Q: Often, while being interviewed for a job, one is asked a standard question, “Tell us about yourself”. I never know where to begin and get carried away when I start. Please help.

P. Kamath

A: Yes, firms often ask job applicants to deliver a short, succinct presentation on a topic of their interest or ask the question, “Tell me something about yourself”. It’s amazing how much a brief, powerful communication can tell you about a person.

Preparing a short 50-second presentation about yourself can be valuable.

Fifty seconds is the right length. Go past that and you’ll lose them. Anything less and you haven’t given yourself enough credit. The purpose of a brief pitch is to hook the other party into wanting to hear your second, third and fourth minutes.

It takes immense practice to be able to present that 50-second statement under pressure. Count on those close to you for help. Let your father or even your 10-year old sister listen to you for weeks, helping with the nuances of how you are vocalising those few paragraphs of text.

The most difficult thing, of course, is to make a rehearsed pitch sound natural and spontaneous after you’ve memorised your lines but that’s what separates the winners.

A final piece of advice is not to sit back and wait for an interview to utilise your well-rehearsed presentation. Integrate that piece of practised verbiage into other conversations. Don’t hesitate to approach people where you may have the opportunity to use these lines.

Whether you are selling a company to investors or selling yourself for an open job, if you wait for people to dig it out of you, you’ll never get any use out of your own fast-pitch elevator speech (so called after the time it takes to reach a top floor in a lift, which is also the time you would get to introduce yourself).

 

Still some goodies in the ITES basket

Q: Given that the Indian rupee has been rising in value as compared to the US dollar, how good will it be for me to start a career in an Indian ITES company'

Rajika Arora

A: Mostly good. A rising rupee is a reflection of the increasing strength of the Indian economy. It also encourages foreign institutional investors (FIIs) to invest more in Indian companies.

However, the strengthening Indian rupee coupled with the slowdown in the US economy is forcing US companies to reduce their overall business, including that directed to Indian IT companies. So the average net profit of top Indian IT companies has decreased in recent months. But this could be a temporary phase. The outsourcing of more functions to regions outside the US is a possibility. So, there is still some light on the IT horizon.

 

Litmus test for visiting foreign institutions

Q: I am enrolled in a private college under a foreign university.

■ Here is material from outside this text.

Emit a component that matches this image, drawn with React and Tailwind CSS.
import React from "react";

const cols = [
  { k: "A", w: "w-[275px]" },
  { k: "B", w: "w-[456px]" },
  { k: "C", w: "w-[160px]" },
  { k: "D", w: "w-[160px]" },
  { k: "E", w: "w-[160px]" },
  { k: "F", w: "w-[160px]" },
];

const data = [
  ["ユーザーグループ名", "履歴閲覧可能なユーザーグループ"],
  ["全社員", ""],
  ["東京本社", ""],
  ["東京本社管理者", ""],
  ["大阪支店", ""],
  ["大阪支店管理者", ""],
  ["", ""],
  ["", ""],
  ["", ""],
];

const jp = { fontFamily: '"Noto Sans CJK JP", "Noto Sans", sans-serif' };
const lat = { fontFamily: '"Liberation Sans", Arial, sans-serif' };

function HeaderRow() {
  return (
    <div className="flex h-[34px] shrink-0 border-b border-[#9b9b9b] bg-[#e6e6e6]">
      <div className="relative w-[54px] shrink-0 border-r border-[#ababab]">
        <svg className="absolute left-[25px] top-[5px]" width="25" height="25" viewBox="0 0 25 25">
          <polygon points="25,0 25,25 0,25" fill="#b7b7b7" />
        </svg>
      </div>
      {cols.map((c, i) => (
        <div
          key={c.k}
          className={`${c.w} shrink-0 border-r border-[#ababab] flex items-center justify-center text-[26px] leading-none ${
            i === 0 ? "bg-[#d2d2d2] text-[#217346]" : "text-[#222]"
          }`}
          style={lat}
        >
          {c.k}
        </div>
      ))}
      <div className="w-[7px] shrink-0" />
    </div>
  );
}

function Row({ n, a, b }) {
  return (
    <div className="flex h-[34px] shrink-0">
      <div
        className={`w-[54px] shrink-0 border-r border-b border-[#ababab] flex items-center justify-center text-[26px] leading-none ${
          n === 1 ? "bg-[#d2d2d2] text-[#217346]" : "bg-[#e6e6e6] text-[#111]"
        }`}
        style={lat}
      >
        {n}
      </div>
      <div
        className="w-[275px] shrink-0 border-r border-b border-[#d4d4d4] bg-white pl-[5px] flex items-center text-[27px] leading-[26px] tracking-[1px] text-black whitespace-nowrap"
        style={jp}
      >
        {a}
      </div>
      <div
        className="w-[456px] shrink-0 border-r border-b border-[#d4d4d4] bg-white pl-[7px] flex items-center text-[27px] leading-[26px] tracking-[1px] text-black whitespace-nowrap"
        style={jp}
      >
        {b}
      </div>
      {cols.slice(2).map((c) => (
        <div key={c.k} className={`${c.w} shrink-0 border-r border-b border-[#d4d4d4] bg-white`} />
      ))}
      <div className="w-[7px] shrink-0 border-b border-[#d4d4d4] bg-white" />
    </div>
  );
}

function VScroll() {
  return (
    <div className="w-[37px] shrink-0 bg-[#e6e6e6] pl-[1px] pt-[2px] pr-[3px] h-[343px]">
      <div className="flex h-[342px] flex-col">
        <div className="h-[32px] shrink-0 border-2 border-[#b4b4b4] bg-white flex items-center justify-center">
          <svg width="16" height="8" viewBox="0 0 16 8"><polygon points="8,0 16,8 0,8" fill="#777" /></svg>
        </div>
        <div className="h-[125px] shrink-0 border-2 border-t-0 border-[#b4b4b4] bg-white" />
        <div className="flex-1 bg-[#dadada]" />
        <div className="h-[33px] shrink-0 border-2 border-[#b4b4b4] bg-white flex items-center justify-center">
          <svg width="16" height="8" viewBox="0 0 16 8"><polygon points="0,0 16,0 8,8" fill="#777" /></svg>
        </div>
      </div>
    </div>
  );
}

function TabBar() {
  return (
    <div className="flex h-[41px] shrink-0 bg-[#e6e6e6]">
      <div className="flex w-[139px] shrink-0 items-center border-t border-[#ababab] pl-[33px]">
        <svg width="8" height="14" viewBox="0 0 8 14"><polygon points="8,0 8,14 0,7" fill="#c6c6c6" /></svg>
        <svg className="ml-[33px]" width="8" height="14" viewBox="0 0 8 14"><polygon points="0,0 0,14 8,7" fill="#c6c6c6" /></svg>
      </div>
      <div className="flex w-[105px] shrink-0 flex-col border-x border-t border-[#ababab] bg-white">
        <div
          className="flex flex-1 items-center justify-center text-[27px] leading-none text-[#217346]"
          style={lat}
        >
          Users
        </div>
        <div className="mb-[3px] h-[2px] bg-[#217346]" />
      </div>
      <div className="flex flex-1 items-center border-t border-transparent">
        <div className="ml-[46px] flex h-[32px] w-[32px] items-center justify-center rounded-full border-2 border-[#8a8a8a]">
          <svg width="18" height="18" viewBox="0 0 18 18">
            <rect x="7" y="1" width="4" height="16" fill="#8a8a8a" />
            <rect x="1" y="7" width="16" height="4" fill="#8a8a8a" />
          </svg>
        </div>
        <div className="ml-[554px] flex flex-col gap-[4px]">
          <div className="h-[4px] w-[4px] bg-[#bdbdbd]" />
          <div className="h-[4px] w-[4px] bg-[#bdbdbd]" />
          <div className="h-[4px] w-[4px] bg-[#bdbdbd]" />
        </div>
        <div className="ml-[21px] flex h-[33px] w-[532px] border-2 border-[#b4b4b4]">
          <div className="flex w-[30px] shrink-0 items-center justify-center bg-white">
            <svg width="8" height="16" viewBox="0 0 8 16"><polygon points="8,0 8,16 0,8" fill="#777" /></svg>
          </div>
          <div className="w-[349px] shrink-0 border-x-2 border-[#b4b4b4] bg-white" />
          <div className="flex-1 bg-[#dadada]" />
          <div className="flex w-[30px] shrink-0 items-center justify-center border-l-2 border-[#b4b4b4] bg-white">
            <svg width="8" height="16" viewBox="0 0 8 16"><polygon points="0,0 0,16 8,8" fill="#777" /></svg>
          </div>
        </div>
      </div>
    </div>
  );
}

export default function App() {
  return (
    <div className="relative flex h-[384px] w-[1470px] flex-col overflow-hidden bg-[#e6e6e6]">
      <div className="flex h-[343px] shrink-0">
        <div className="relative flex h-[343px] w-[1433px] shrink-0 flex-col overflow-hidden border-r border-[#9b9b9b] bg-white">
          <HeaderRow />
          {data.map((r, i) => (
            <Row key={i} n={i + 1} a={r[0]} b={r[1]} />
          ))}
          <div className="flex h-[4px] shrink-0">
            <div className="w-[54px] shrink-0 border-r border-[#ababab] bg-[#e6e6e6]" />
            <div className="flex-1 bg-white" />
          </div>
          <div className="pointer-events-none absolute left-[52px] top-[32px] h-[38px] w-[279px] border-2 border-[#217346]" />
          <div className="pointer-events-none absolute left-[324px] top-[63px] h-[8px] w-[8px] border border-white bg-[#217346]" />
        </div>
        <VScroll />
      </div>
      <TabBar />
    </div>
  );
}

What will happen after such institutes are regulated'

Manish Kumar

A: Despite the fact that students like you are spending huge amounts on foreign-affiliated courses, the government has only recently woken up to formulate policies to check the infiltration of sub-standard universities. There is a move to ratify the Regulation of Foreign University Entry & Operation (Maintenance of Quality and Prevention of Commercialisation) Bill, 2007, to regulate the entry of foreign institutes in India.

The proposed Bill to make registration of all foreign educational institutions (FEIs) compulsory will make things tough for the 140-odd FEIs already operating in India. An FEI will be granted autonomy as a recognised university only if it is approved by the University Grants Commission (UGC). The FEI must also ensure that the quality of programmes is of the level of courses offered in India.

In a case such as yours, where you are already enrolled in an FEI, the government may make alternative arrangements for students and even compensate employees from the FEI’s financial kitty in India. However, institutions of global standing will be exempted from this requirement subject to approval by an advisory board consisting of UGC and others. If an FEI collaborates with a recognised Indian university, the latter may be required to ensure the foreign university’s conduct.

The Bill also says that the commercialisation of FEIs would be prevented and that they cannot repatriate gains to their countries. Besides, franchising will not be permitted.

The FEIs have to get a no objection certificate from their embassy in India and an accreditation certificate from appropriate regulatory bodies of their parent country.

The popularity of FEIs in India stems from the fact that they offer market-oriented professional courses in law, accounting, management and financial planning.

So far, the All India Council for Technical Education has approved three institutions in India with foreign collaborators, one of which is the Institute of Hotel Management of Aurangabad (affiliated to the University of Huddersfield, UK).